Anandu Suresh of The Indian Express gave 3.5/5 stars and wrote "Similar to Girish AD's Thanneer Mathan Dinangal and Super Sharanya, this Naslen, Mamitha Baiju-starrer too effectively employs situational and observational comedy. Yet, Girish ensures that Premalu stands apart from his previous works." Gayathri Krishna of OTTplay gave 3.5/5 stars and wrote "Naslen and Mamitha Baiju-starrer Premalu serves as a decent romantic comedy, which makes it watchable again, much like Girish AD's earlier films".

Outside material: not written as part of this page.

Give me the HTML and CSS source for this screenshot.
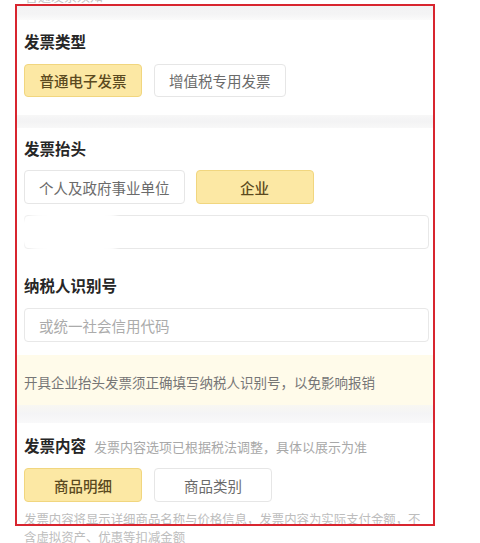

S. R. Praveen of The Hindu wrote "Though Thanneer Mathan.. was quite a winning debut for Girish, Super Sharanya was only half as satisfying. He has upped the game in his third outing, as Premalu is a winner with its fresh, humorous treatment of a run-of-the-mill story." Aswin Devan of The New Indian Express wrote "The distinctive style we have seen in Girish's previous films like Thanneermathan Dinangal and Super Sharanya, is all the more pronounced in Premalu".

===Box office===
Premalu has grossed over ₹93.65 crore in India (₹62.75 crore from Kerala) and a further ₹42.25 crore overseas, for a worldwide total of ₹136.25 crore. The film collected ₹62.75 crore from the home state of Kerala and is among highest-grossing film at the Kerala boxoffice. Premalu also secured a spot in the top 10 list of highest grossing Malayalam films in the overseas market, Rest of India and worldwide.

== Accolades ==

| Year | Award | Category | Recipient(s) |
|---|---|---|---|
| 2024 | Kerala State Film Awards | Best Film with Popular Appeal and Aesthetic Value | Fahadh Faasil, Dileesh Pothan, Syam Pushkaran |

== Sequel ==
On 19 April 2024, a sequel titled Premalu 2 was announced. The shooting for the film was scheduled to begin by the mid of June 2025 with the film planned to release during Christmas 2025, but filming was postponed to 2026 and has now been shelved.

==Remake==
The Hindi remake of the film titled Prem Keetanu is scheduled to release on 2 October 2026.